Germany's right-wing populist AfD party Sunday adopted an anti-Islam policy in a manifesto that also demands curbs to immigration, as a poll showed it is now the country's third strongest party.
Formed only three years ago on a eurosceptic platform, Alternative for Germany (AfD) has gained strength as the loudest protest voice against Chancellor Angela Merkel's welcome to refugees that brought in over 1 million asylum seekers last year.
With the migrant influx sharply down in recent months, the AfD has shifted focus to the signature issue of the xenophobic Patriotic Europeans Against the Islamization of the Occident (PEGIDA) street movement. "Islam is not part of Germany," ran a headline in the AfD policy paper, agreed in a vote by some 2,400 members at the party congress in the western city of Stuttgart.
The paper demanded bans on minarets on mosques, the call to prayer, full-face veils for women and headscarves in schools. A proposal for a more nuanced formulation - to "stop Islamism but seek dialogue with Islam" - was rejected with boos in the mostly-male gathering, which was held in a hall decorated with banners that read "Courage. Truth. Germany." "Islam is in itself political," retorted one speaker, while another linked the religion with "sharia, suicide bombings and forced marriages."

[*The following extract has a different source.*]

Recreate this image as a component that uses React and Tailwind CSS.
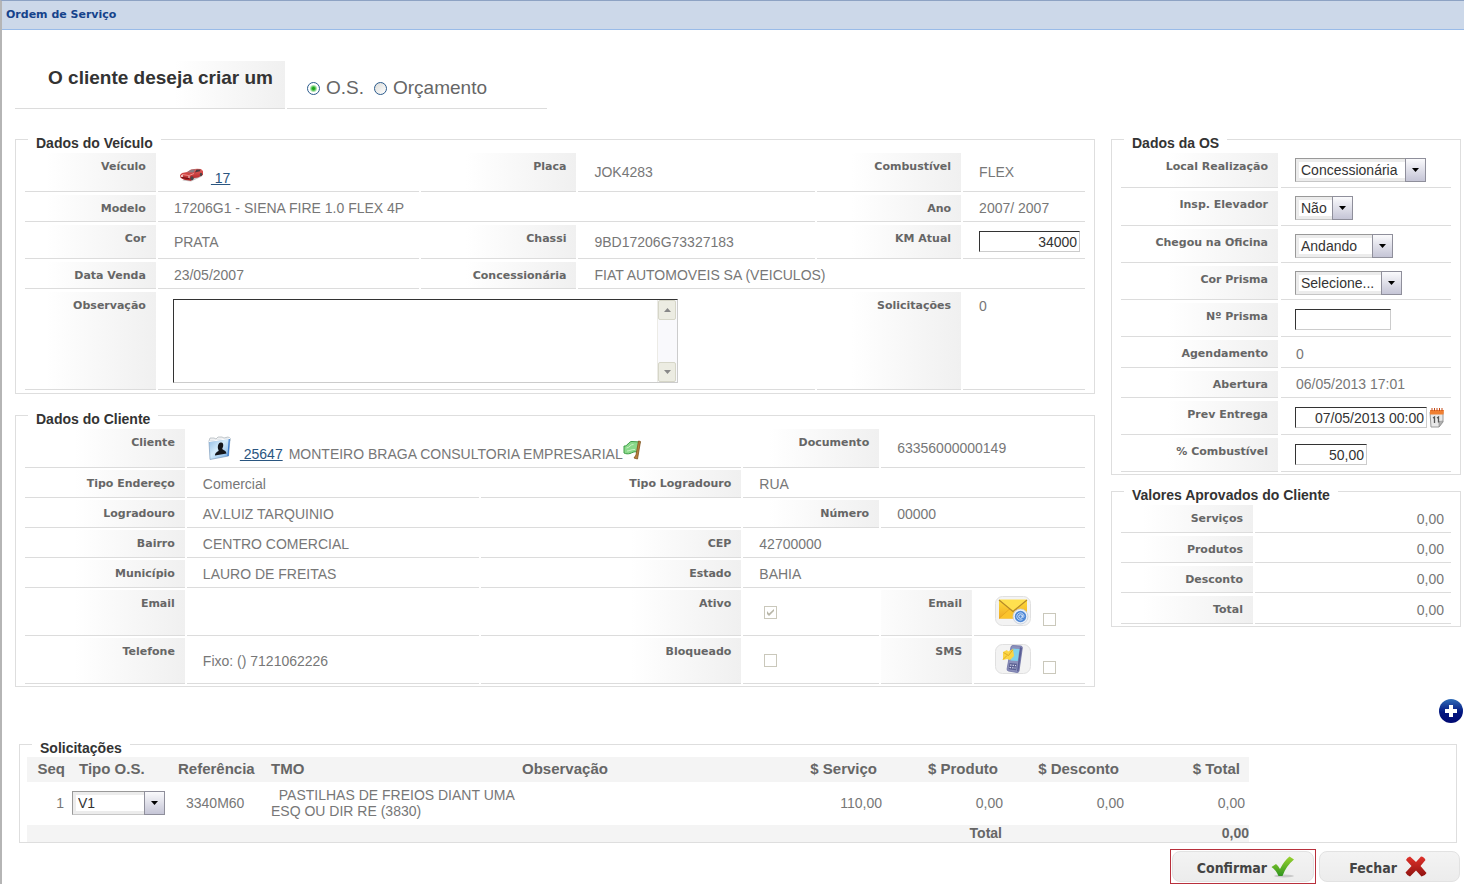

More broadly, the AfD is presenting itself as a nationalistic conservative force that also questions climate change, promotes traditional gender roles and "family values", would reintroduce military conscription and take Germany out of the euro.
The weekend congress restated its hostility to the single currency, vowing to end "the euro experiment" via a referendum on whether or not Germany should remain in the eurozone. The party meeting, which closed Sunday, also agreed on a simplified tax system for its manifesto, notably aiming to ease the burden on those with low incomes and families.
Co-leader Joerg Meuthen said the AfD stood for a "modern conservatism" and a "healthy patriotism" while it rejected "the Germany of 1968, infected by the (socialist and environmentalist) red-green left."
Having entered half of Germany's 16 state parliaments, the AfD - seen as the country's answer to France's National Front and Austria's Freedom Party - has now firmly set its sights on national elections next year. "In the summer of 2015, they gave us up for dead," a triumphant AfD Co-Chair Frauke Petry told the delegates, declaring that the party does not intend to settle for the role of opposition group or junior coalition partner. Instead, its new program should allow the AfD "to win majorities," she told the gathering.
Support for the AfD stood at 13 percent, narrowly beating the ecologist Greens as Germany's third strongest party, according to an Emnid institute survey for the newspaper Bild am Sonntag.
The party has been at pains to distance itself from the hardcore far-right and neo-Nazi movements, which are a stubbornly persistent but fringe phenomenon in a country where collective shame over the Nazi era and the Holocaust runs deep. Alexander Gauland, leader of the party in Brandenburg state in the former communist East, cautioned delegates to generally temper their statements and "keep in mind that all of Germany is watching us." To drive home that message, the congress voted with 52 percent support to dissolve the Saarland regional party chapter because of its deep links with right-wing extremists groups.
To its many critics, however, the AfD represents xenophobia and a backward-looking isolationism. On Saturday hundreds of anti-fascist demonstrators rallied outside the convention center, with some burning tyres and hurling firecrackers.
Aside from drawing the anger of left-wing groups, the AfD has also attracted near-universal condemnation from Germany's major parties.
The general secretary of Merkel's Christian Democrats, Peter Tauber, told the Bild am Sonntag newspaper: "The debates at the party congress show that the AfD wants to return to a Germany that never existed in that form. "That isn't conservative, it's reactionary."
Recently, support for far-right populist parties across Europe has been surging especially over fears of a refugee influx fleeing violence and persecution in the Middle East and Africa. Political parties like the AfD in Germany or Front National (FN) in France have adopted a strong anti-immigrant and anti-Muslim discourse. Anti-immigration sentiments and xenophobia have become more visible in the country as a result of the efforts of anti-Islam and anti-immigrant initiatives like PEGIDA that have staged anti-immigrant rallies and drawn thousands of people throughout Europe. Despite warnings from other European political figures, Islamophobia and xenophobic rhetoric still survive and have gained ground across Europe.